Kagan's treatment of the social sciences is very poor and uninformed. He has deep prejudices, approving of his own field of psychology and deeply admiring anthropology. Has he not heard that for decades anthropology has been dominated by the know-nothing, insipid postmodernists, with their sniveling critique of objectivity? Evidently not. His treatment of economics is a caricature of the know-nothing arguments that abound in leftist circles. Economics uses too much mathematics, he argues, and it is full of right-wing prejudice. I will not go through his tedious and tendentious arguments, which I have dealt with elsewhere, but I do want to stress three points. First, the high point in economics as far as the general public is concerned was the two decades following World War II, in which the modern microeconomic theory of the interaction between market competition and government regulation was developed. Economic theory has been very productive in recent years as well, with the rise of behavioral economics, but there was a long hiatus between 1970 and 2000 during which economics really produced nothing new, and even now, economic theory is in deep need of developing dynamical models that complement the comparative static models where it is strongest.
Second, the smart critique of economics recognizes its strengths and successes, identifies its failures, and proposes how to move from failure to success. Kagan's tedious critique dismisses the successes because they are not complete. His critique of the rational actor model is worthy of a high school poetry major, and his treatment of game theory is just a warmed-over succession of anecdotes and quotes judiciously selected to make his case.

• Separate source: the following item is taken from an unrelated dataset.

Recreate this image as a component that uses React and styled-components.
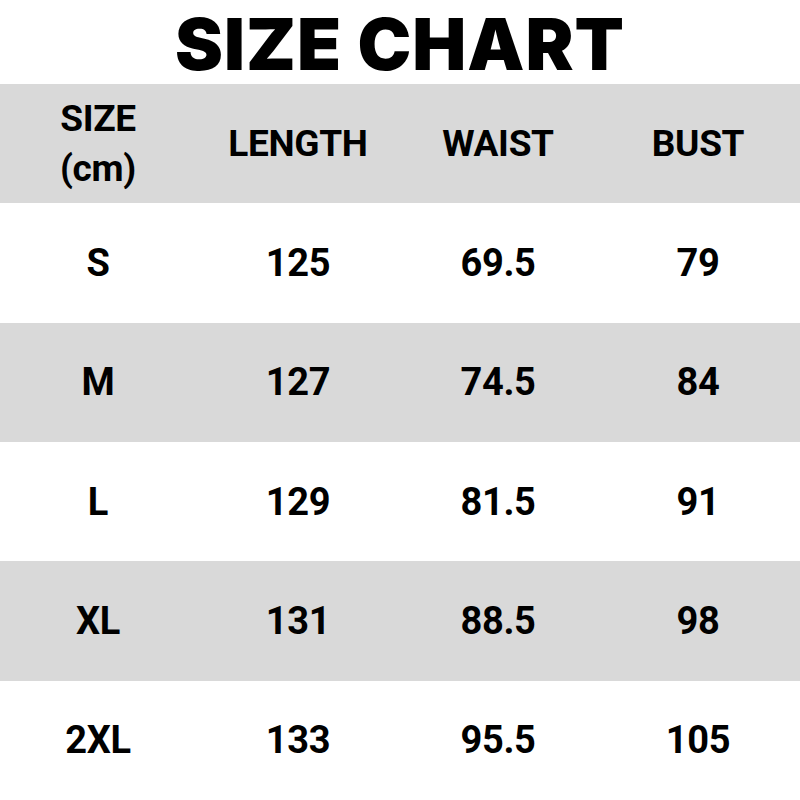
import React from 'react'
import styled, { createGlobalStyle } from 'styled-components'

const GlobalStyle = createGlobalStyle`
  html, body {
    margin: 0;
    padding: 0;
    background: #ffffff;
  }
`;

const Page = styled.div`
  width: 800px;
  height: 800px;
  display: grid;
  grid-template-rows: 84px repeat(6, 1fr);
  background: #ffffff;
  overflow: hidden;
`;

const Title = styled.h1`
  margin: 0;
  display: flex;
  align-items: center;
  justify-content: center;
  font-family: "Inter", "Liberation Sans", sans-serif;
  font-weight: 900;
  font-size: 72px;
  line-height: 1;
  letter-spacing: 1px;
  color: #000;
  padding-top: 4px;
`;

const Row = styled.div`
  display: grid;
  grid-template-columns: repeat(4, 200px);
  align-items: center;
  margin-left: -2px;
  background: ${(p) => (p.shaded ? '#d9d9d9' : '#ffffff')};
`;

const Cell = styled.div`
  text-align: center;
  font-family: "Roboto", "Liberation Sans", sans-serif;
  font-weight: 700;
  font-size: ${(p) => (p.head ? '37px' : '38px')};
  line-height: ${(p) => (p.head ? '50px' : '1')};
  letter-spacing: -0.3px;
  color: #000;
`;

const rows = [
  ['S', '125', '69.5', '79'],
  ['M', '127', '74.5', '84'],
  ['L', '129', '81.5', '91'],
  ['XL', '131', '88.5', '98'],
  ['2XL', '133', '95.5', '105'],
];

export default function App() {
  return (
    <Page>
      <GlobalStyle />
      <Title>SIZE CHART</Title>
      <Row shaded>
        <Cell head>SIZE<br />(cm)</Cell>
        <Cell head>LENGTH</Cell>
        <Cell head>WAIST</Cell>
        <Cell head>BUST</Cell>
      </Row>
      {rows.map((r, i) => (
        <Row key={r[0]} shaded={i % 2 === 1}>
          {r.map((v, j) => (
            <Cell key={j}>{v}</Cell>
          ))}
        </Row>
      ))}
    </Page>
  )
}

Third, economists are often tarred with being ideologically biased in favor of right-wing political philosophy. This is just wrong. The political views of economists are, if anything, biased to the left. Kagan provides quotes showing that economists don't care about the environment and are inhuman slobs who only know about the material side of life and ignore the higher human capacities. In fact, there are just as many quotes on the other side, and the economic journals today are full of papers on the emotions, love, altruism, honesty, and corruption.
If I had to guess, I would say that Kagan outlined this book forty years ago, but just got around to filling in the details. In fact, a lot more than mere details have occurred in the past forty years, and it remains for someone to write a more cogent analysis of the three cultures.